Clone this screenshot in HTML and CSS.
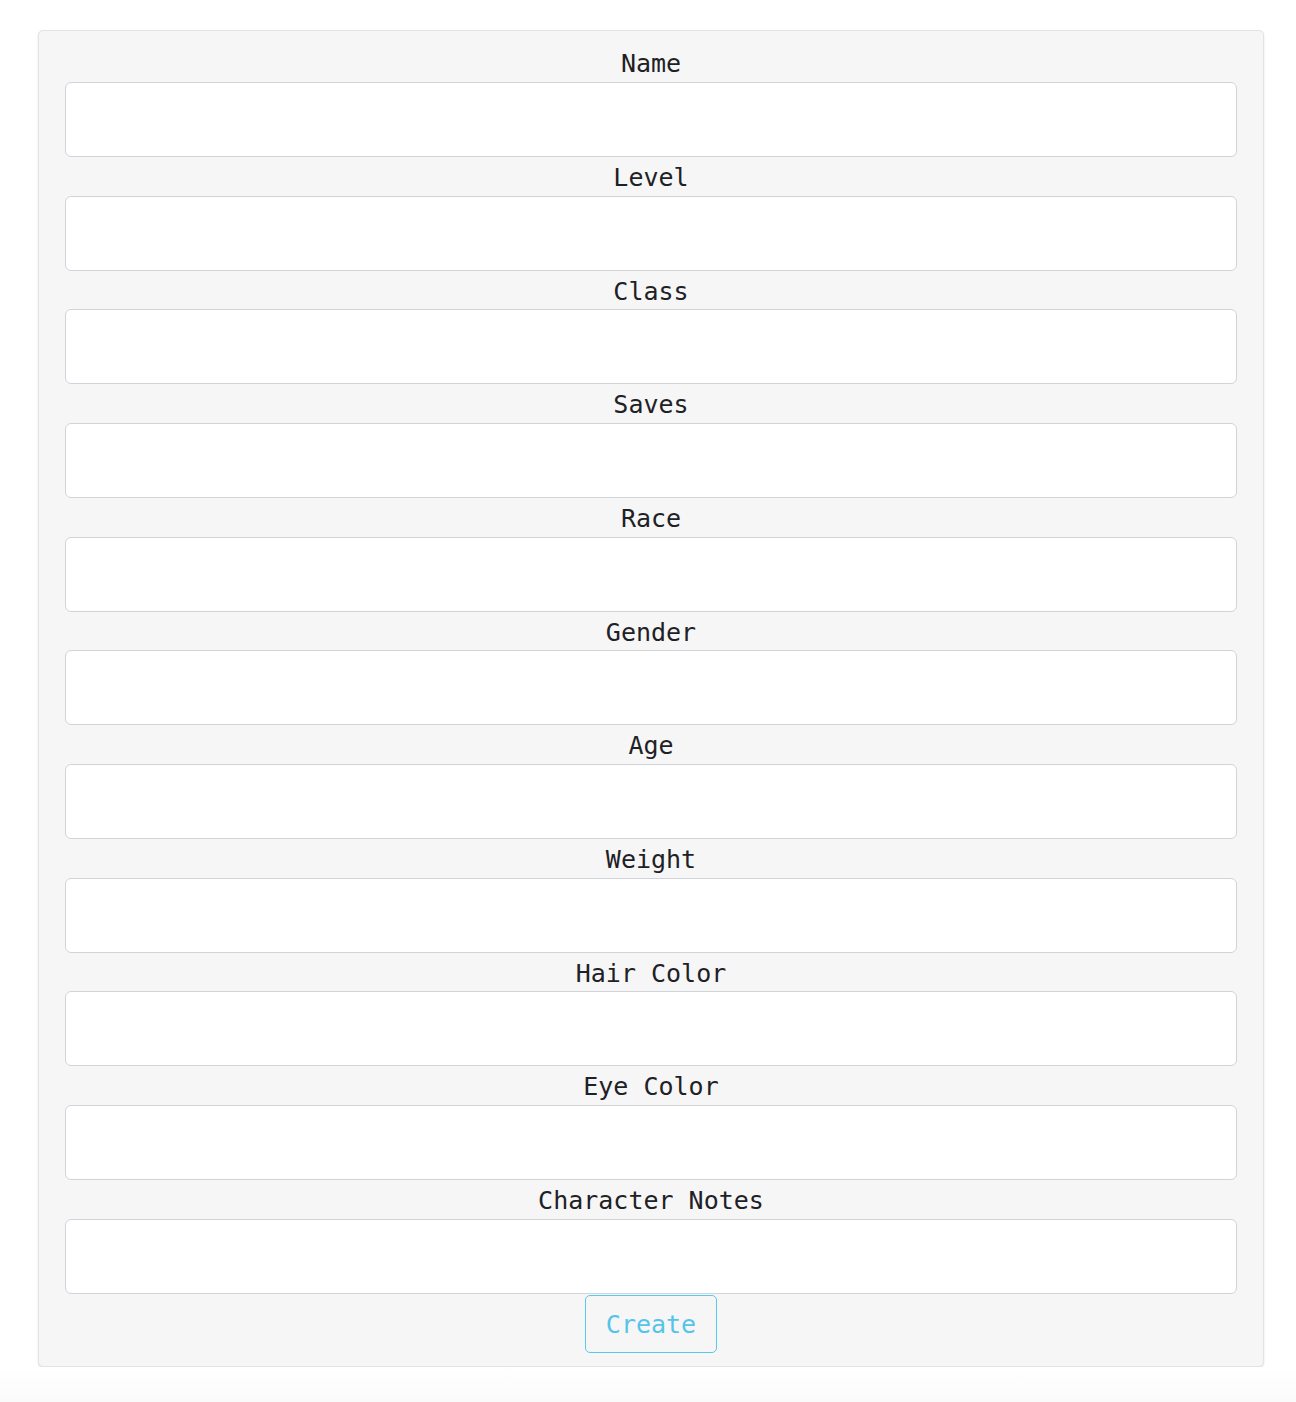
FILE: index.html
```html
<!DOCTYPE html>
<html lang="en">
<head>
<meta charset="utf-8">
<title>Character</title>
<link rel="stylesheet" href="styles.css">
</head>
<body>
<div class="page">
  <form class="well">
    <label class="field-label" for="name">Name</label>
    <input class="field-input" id="name" type="text">
    <label class="field-label" for="level">Level</label>
    <input class="field-input" id="level" type="text">
    <label class="field-label" for="class">Class</label>
    <input class="field-input" id="class" type="text">
    <label class="field-label" for="saves">Saves</label>
    <input class="field-input" id="saves" type="text">
    <label class="field-label" for="race">Race</label>
    <input class="field-input" id="race" type="text">
    <label class="field-label" for="gender">Gender</label>
    <input class="field-input" id="gender" type="text">
    <label class="field-label" for="age">Age</label>
    <input class="field-input" id="age" type="text">
    <label class="field-label" for="weight">Weight</label>
    <input class="field-input" id="weight" type="text">
    <label class="field-label" for="hair">Hair Color</label>
    <input class="field-input" id="hair" type="text">
    <label class="field-label" for="eye">Eye Color</label>
    <input class="field-input" id="eye" type="text">
    <label class="field-label" for="notes">Character Notes</label>
    <input class="field-input" id="notes" type="text">
    <div class="actions">
      <button class="btn-create" type="button">Create</button>
    </div>
  </form>
</div>
<div class="footer-fade"></div>
</body>
</html>
```

FILE: styles.css
```css
html, body {
  margin: 0;
  padding: 0;
  background: #ffffff;
}

body {
  font-family: "DejaVu Sans Mono", "Liberation Mono", monospace;
  color: #212529;
}

.page {
  padding-top: 30px;
  padding-left: 38px;
}

.well {
  box-sizing: border-box;
  width: 1226px;
  margin: 0;
  padding: 12.3px 26px 13px;
  background: #f6f6f6;
  border: 1px solid #e3e3e3;
  border-radius: 5px;
  box-shadow: 0 1px 2px rgba(0, 0, 0, 0.12);
}

.field-label {
  display: block;
  text-align: center;
  font-size: 25px;
  height: 38.7px;
  line-height: 42.7px;
  color: #1e2125;
}

.field-input {
  display: block;
  box-sizing: border-box;
  width: 100%;
  height: 75px;
  margin: 0;
  padding: 6px 12px;
  border: 1px solid #d0d4da;
  border-radius: 6px;
  background: #ffffff;
  font-family: inherit;
  font-size: 25px;
}

.actions {
  display: flex;
  justify-content: center;
  padding-top: 1px;
}

.btn-create {
  box-sizing: border-box;
  height: 58px;
  padding: 0 20px;
  border: 1px solid #5ac8ea;
  border-radius: 5px;
  background: transparent;
  color: #55c4ea;
  font-family: "DejaVu Sans Mono", "Liberation Mono", monospace;
  font-size: 25px;
  line-height: 58px;
}

.footer-fade {
  height: 36px;
  margin-top: 0;
  background: linear-gradient(to bottom, #ffffff, #fafafa);
}
```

::::::

### WHAT THE TASK ASKS
Quote the full listing above word for word; exclude every picture from the copy.

### COMPLETED TASK
Clone this screenshot in HTML and CSS.
FILE: index.html
```html
<!DOCTYPE html>
<html lang="en">
<head>
<meta charset="utf-8">
<title>Character</title>
<link rel="stylesheet" href="styles.css">
</head>
<body>
<div class="page">
  <form class="well">
    <label class="field-label" for="name">Name</label>
    <input class="field-input" id="name" type="text">
    <label class="field-label" for="level">Level</label>
    <input class="field-input" id="level" type="text">
    <label class="field-label" for="class">Class</label>
    <input class="field-input" id="class" type="text">
    <label class="field-label" for="saves">Saves</label>
    <input class="field-input" id="saves" type="text">
    <label class="field-label" for="race">Race</label>
    <input class="field-input" id="race" type="text">
    <label class="field-label" for="gender">Gender</label>
    <input class="field-input" id="gender" type="text">
    <label class="field-label" for="age">Age</label>
    <input class="field-input" id="age" type="text">
    <label class="field-label" for="weight">Weight</label>
    <input class="field-input" id="weight" type="text">
    <label class="field-label" for="hair">Hair Color</label>
    <input class="field-input" id="hair" type="text">
    <label class="field-label" for="eye">Eye Color</label>
    <input class="field-input" id="eye" type="text">
    <label class="field-label" for="notes">Character Notes</label>
    <input class="field-input" id="notes" type="text">
    <div class="actions">
      <button class="btn-create" type="button">Create</button>
    </div>
  </form>
</div>
<div class="footer-fade"></div>
</body>
</html>
```

FILE: styles.css
```css
html, body {
  margin: 0;
  padding: 0;
  background: #ffffff;
}

body {
  font-family: "DejaVu Sans Mono", "Liberation Mono", monospace;
  color: #212529;
}

.page {
  padding-top: 30px;
  padding-left: 38px;
}

.well {
  box-sizing: border-box;
  width: 1226px;
  margin: 0;
  padding: 12.3px 26px 13px;
  background: #f6f6f6;
  border: 1px solid #e3e3e3;
  border-radius: 5px;
  box-shadow: 0 1px 2px rgba(0, 0, 0, 0.12);
}

.field-label {
  display: block;
  text-align: center;
  font-size: 25px;
  height: 38.7px;
  line-height: 42.7px;
  color: #1e2125;
}

.field-input {
  display: block;
  box-sizing: border-box;
  width: 100%;
  height: 75px;
  margin: 0;
  padding: 6px 12px;
  border: 1px solid #d0d4da;
  border-radius: 6px;
  background: #ffffff;
  font-family: inherit;
  font-size: 25px;
}

.actions {
  display: flex;
  justify-content: center;
  padding-top: 1px;
}

.btn-create {
  box-sizing: border-box;
  height: 58px;
  padding: 0 20px;
  border: 1px solid #5ac8ea;
  border-radius: 5px;
  background: transparent;
  color: #55c4ea;
  font-family: "DejaVu Sans Mono", "Liberation Mono", monospace;
  font-size: 25px;
  line-height: 58px;
}

.footer-fade {
  height: 36px;
  margin-top: 0;
  background: linear-gradient(to bottom, #ffffff, #fafafa);
}
```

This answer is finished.